5. In view of the above facts, you are requested to direct the aforesaid contents to the concerned registration authorities in the State and direct them to issue the birth certificate of adopted children on priority basis with the name of adoptive parents as parents. This office may be appraised about the action taken in this regard."

10. In view of the aforesaid ratio as laid down by this Court, the only requirement is to have a valid "adoption deed", which is duly produced by the writ-applicants (at page- 27 to 39 of this petition), the said adoption deed is a registered adoption deed. All other requirements as

C/SCA/12605/2021 ORDER DATED: 24/01/2022

contemplated under the Act and Rules are also fulfilled by the writ-applicants. There was no reason for the respondent authority not to consider the application made by the writ- applicants. As per the aforementioned circulars, the impugned order passed by the respondent / competent authority is not sustainable.

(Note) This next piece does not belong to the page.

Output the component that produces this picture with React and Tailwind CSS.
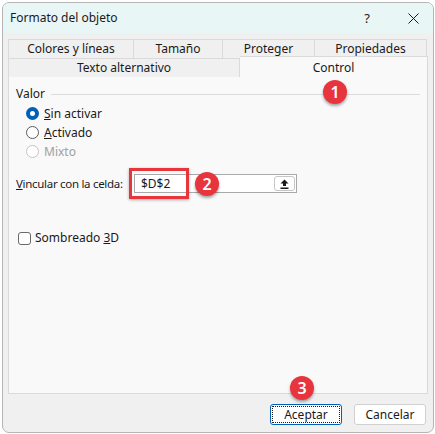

11. Under such circumstances, the order passed by the respondent dated 15.07.2021 is required to be quashed and set aside and the same is quashed and set aside. The respondent authority is directed to decide the application filed by the writ-applicants dated 12.07.2021 afresh within a period of eight weeks from the date of the receipt of the copy of the order taking into consideration all the documents that are produced by the writ-applicants. The authority is also directed to take into consideration the law as laid down by this Court in Special Civil Application No. 7864 of 2016, the circulars dated 15.05.2015 and 31.01.2018 duly issued by the Government of India, Ministry of Home Affairs.

12. In view of above, the present writ-application succeeds and the same is allowed in aforesaid terms. Direct service is permitted.